_What the task asks:_ Retype nothing except the lines below from the one with "Convert this screenshot" through the one with "import React from", exactly, with images left out.

_Excerpt from a dataset:_

= = =

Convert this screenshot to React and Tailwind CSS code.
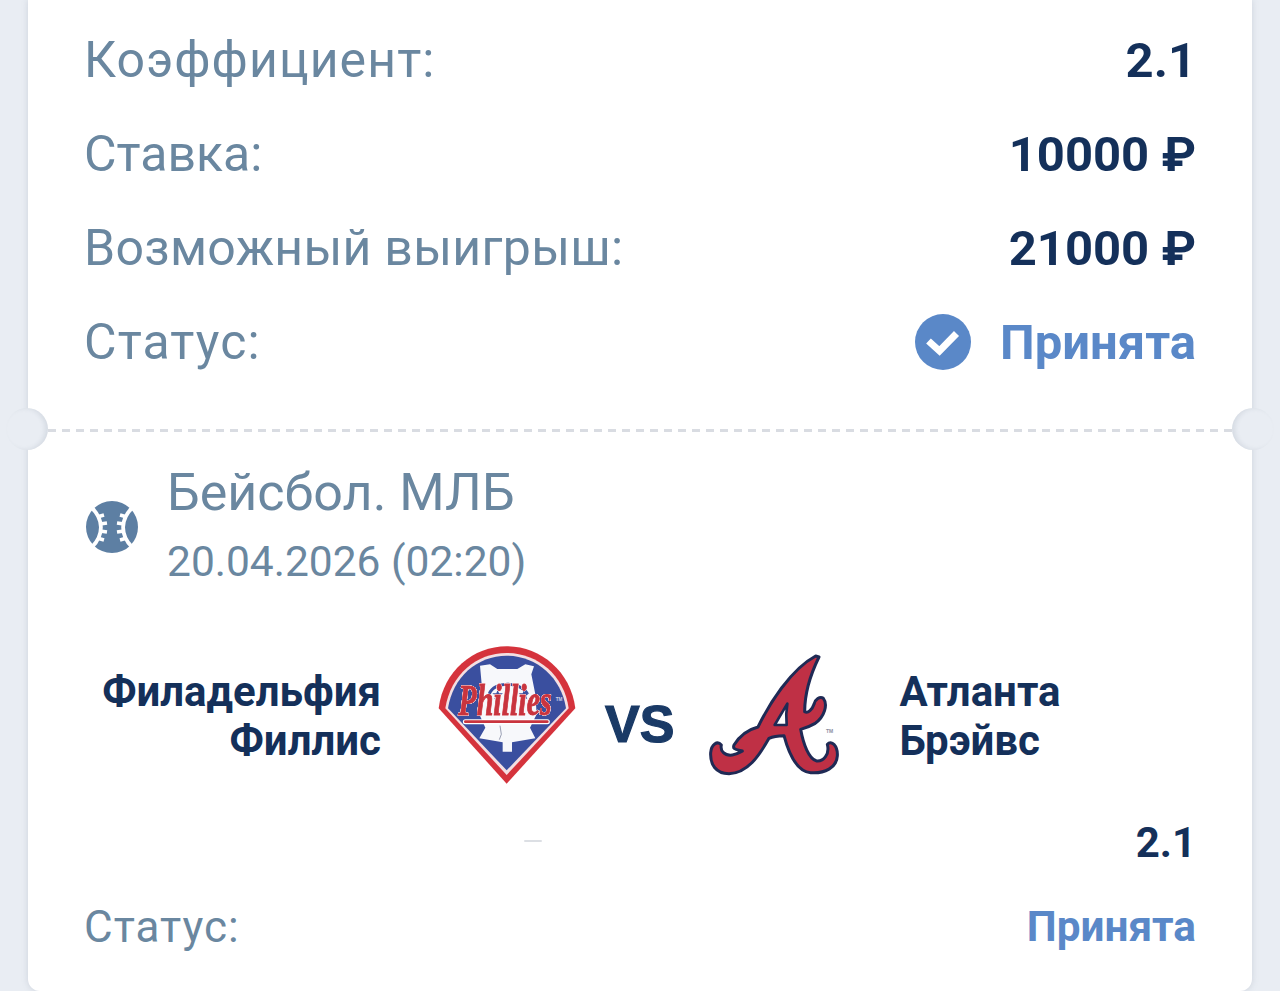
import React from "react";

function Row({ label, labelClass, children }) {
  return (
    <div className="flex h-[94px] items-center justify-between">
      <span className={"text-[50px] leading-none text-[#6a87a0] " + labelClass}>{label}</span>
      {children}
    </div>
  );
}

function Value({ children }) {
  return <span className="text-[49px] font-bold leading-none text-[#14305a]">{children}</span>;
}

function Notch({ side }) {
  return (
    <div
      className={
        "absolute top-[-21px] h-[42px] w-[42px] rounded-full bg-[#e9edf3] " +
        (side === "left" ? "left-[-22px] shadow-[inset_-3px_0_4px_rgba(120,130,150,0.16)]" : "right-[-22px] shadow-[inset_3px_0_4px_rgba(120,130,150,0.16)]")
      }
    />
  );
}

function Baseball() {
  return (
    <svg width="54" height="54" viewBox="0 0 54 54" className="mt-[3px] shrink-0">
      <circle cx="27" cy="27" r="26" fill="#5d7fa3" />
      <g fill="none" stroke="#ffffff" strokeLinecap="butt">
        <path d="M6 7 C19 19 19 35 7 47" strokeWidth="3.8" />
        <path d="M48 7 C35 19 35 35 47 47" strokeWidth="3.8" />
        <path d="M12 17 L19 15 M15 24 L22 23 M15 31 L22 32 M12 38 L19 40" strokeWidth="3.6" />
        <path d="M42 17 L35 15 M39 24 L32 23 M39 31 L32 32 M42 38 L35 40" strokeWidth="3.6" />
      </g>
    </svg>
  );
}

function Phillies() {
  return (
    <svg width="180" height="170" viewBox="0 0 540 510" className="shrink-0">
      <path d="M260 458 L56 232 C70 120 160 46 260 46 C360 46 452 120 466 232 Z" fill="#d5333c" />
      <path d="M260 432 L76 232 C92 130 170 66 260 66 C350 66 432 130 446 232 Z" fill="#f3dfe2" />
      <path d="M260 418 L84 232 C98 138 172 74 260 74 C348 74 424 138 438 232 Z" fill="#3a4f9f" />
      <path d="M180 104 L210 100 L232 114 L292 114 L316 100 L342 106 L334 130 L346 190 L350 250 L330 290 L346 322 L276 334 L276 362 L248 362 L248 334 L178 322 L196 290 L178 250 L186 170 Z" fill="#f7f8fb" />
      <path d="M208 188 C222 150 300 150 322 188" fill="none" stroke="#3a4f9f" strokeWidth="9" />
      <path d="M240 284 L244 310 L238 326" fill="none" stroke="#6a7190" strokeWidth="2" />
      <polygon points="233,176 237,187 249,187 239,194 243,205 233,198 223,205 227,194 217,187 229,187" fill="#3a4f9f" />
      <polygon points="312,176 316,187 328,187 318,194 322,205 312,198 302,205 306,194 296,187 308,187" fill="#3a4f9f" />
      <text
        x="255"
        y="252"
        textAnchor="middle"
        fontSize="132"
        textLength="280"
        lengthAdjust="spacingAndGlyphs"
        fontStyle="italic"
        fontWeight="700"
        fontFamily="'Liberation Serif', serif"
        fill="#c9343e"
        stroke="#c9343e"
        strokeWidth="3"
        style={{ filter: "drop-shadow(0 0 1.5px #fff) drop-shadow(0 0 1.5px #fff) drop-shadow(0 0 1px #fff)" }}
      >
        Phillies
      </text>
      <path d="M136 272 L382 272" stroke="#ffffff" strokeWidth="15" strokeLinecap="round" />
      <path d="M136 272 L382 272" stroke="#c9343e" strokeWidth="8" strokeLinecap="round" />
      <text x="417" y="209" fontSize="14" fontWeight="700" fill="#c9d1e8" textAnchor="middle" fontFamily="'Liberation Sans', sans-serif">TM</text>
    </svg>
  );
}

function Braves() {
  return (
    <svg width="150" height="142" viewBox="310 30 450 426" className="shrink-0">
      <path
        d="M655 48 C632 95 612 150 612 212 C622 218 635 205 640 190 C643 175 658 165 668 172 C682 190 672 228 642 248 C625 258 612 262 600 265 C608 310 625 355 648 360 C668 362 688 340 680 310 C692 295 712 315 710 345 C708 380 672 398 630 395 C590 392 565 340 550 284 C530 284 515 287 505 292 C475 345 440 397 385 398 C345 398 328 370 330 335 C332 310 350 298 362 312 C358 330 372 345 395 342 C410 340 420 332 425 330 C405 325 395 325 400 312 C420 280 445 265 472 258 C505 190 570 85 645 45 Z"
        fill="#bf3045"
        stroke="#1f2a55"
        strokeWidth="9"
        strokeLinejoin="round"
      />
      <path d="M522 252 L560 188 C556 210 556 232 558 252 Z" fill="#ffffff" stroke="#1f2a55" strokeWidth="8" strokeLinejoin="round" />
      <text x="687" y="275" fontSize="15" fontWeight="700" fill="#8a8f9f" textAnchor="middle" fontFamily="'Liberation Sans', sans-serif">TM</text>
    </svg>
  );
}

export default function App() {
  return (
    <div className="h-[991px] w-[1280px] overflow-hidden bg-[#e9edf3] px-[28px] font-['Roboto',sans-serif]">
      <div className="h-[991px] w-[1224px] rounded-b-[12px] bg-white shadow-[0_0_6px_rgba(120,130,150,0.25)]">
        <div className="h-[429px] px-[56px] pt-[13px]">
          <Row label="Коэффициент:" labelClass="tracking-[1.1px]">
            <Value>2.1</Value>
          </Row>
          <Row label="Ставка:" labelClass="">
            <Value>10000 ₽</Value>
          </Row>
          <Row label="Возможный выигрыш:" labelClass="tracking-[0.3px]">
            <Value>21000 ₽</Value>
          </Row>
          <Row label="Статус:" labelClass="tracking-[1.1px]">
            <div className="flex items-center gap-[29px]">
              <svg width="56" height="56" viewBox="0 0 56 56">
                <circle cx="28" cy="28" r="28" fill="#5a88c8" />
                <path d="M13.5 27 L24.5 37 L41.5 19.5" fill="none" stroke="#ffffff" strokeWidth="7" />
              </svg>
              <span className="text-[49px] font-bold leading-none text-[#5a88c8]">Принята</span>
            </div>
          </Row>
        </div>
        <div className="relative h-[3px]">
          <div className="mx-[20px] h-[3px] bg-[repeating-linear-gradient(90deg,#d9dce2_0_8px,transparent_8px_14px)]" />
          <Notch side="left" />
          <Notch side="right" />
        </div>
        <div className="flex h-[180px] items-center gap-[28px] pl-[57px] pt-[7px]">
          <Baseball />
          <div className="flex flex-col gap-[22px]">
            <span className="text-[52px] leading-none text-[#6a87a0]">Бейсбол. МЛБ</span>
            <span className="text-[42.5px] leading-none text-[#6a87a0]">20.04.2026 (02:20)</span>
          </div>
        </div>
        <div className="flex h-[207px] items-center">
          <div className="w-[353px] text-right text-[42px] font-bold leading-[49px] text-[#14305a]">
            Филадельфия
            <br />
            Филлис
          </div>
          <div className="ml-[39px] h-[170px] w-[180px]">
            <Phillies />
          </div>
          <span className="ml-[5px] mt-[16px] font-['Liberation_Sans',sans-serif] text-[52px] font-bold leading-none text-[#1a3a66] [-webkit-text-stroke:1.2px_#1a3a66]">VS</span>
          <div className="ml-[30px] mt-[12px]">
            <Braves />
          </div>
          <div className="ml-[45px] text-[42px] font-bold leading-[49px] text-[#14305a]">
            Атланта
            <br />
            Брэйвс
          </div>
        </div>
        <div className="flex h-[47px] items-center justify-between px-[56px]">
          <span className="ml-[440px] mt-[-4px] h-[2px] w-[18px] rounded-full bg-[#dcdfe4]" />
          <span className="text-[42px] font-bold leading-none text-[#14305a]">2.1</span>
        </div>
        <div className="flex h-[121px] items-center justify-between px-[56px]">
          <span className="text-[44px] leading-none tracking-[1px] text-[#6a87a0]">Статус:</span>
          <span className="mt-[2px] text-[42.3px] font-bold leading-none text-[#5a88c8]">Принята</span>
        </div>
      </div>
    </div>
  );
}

= = =

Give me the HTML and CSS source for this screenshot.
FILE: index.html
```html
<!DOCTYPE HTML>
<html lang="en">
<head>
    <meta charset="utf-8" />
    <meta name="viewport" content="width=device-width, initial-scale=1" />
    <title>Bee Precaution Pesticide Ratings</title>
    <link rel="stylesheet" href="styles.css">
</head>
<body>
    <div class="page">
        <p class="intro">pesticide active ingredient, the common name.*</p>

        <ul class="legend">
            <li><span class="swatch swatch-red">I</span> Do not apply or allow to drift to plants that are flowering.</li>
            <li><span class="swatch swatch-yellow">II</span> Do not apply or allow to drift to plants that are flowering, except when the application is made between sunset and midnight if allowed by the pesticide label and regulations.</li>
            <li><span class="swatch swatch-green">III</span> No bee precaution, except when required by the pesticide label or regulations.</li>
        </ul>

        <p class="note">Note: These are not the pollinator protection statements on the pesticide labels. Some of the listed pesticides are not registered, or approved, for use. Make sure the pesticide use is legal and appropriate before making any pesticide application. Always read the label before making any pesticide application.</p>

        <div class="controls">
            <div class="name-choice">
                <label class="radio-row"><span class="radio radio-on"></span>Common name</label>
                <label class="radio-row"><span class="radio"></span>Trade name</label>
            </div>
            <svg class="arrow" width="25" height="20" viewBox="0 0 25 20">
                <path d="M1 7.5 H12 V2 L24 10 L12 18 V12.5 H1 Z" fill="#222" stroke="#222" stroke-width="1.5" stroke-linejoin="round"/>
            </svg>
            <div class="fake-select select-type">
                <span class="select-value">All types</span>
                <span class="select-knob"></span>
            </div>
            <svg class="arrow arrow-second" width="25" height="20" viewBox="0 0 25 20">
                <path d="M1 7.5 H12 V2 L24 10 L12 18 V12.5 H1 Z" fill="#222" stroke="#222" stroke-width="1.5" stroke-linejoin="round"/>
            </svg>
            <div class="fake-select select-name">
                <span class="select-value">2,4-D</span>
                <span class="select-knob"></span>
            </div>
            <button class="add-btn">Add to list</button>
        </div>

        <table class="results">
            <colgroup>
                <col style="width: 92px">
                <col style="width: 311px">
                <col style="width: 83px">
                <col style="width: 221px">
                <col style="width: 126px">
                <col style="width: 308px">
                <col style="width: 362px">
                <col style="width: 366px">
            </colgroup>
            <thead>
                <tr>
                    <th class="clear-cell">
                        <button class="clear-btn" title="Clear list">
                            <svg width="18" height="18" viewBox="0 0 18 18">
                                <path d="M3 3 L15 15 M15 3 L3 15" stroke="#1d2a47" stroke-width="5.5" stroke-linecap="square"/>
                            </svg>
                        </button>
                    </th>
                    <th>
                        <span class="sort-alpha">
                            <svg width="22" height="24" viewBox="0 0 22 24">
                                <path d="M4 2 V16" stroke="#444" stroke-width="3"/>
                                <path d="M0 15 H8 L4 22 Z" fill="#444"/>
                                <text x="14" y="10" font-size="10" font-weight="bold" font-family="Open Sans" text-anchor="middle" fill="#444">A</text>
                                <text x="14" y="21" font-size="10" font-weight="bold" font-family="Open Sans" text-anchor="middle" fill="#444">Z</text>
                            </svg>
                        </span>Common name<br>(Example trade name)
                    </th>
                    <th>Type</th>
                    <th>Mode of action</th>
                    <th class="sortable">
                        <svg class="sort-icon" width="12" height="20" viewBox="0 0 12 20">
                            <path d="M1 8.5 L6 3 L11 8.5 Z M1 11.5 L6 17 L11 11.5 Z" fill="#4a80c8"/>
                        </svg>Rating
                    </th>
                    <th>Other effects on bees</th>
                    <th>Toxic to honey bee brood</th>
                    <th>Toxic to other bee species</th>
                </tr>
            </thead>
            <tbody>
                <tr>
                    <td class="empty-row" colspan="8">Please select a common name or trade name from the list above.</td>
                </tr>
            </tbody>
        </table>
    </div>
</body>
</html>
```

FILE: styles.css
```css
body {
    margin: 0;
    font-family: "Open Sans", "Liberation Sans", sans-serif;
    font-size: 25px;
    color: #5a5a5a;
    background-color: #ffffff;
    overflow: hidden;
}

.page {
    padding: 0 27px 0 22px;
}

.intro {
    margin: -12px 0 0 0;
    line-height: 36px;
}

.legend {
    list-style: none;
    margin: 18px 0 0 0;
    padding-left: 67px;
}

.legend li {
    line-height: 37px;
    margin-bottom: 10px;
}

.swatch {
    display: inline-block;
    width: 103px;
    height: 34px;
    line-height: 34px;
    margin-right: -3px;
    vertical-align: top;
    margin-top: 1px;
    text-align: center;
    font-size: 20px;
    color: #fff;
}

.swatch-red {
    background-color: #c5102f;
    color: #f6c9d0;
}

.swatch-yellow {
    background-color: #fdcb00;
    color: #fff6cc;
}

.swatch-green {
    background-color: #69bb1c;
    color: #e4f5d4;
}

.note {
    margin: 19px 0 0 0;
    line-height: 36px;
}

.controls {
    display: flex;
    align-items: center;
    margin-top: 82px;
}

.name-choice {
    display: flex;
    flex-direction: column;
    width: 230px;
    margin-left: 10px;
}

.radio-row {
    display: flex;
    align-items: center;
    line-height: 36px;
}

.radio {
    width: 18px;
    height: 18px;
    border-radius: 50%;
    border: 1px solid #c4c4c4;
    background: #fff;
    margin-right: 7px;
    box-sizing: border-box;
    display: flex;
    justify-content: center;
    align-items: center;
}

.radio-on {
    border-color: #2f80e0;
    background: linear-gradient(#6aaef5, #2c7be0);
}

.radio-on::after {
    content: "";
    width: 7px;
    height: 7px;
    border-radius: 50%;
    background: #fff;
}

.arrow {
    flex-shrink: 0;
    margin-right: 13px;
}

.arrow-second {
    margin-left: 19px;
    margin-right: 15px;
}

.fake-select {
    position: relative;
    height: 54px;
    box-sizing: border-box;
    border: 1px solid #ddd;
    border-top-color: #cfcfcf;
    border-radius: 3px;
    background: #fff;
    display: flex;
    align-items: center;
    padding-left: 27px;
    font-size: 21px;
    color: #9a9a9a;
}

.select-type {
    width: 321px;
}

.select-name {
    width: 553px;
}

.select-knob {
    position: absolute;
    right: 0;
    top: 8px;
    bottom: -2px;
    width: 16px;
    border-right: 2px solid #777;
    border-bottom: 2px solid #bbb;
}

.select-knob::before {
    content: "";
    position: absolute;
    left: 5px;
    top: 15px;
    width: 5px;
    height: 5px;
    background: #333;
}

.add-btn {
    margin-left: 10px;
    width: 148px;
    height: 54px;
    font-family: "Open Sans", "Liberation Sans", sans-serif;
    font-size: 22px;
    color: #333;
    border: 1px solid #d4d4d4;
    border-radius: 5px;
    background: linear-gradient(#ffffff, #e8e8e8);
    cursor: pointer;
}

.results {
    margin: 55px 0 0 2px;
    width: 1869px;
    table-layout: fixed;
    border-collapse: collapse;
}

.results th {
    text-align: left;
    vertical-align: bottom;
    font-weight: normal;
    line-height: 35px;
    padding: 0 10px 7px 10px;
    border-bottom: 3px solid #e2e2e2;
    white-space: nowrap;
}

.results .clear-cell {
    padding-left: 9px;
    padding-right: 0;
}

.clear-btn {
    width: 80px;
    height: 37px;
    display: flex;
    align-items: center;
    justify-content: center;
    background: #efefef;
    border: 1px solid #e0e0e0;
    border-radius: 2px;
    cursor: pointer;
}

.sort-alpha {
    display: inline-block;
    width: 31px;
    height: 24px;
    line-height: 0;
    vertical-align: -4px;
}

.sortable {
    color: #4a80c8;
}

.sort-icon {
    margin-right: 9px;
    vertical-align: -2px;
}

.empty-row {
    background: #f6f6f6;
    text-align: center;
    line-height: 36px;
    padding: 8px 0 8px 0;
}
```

= = =

_Answer for this exercise:_
Convert this screenshot to React and Tailwind CSS code.
import React from "react";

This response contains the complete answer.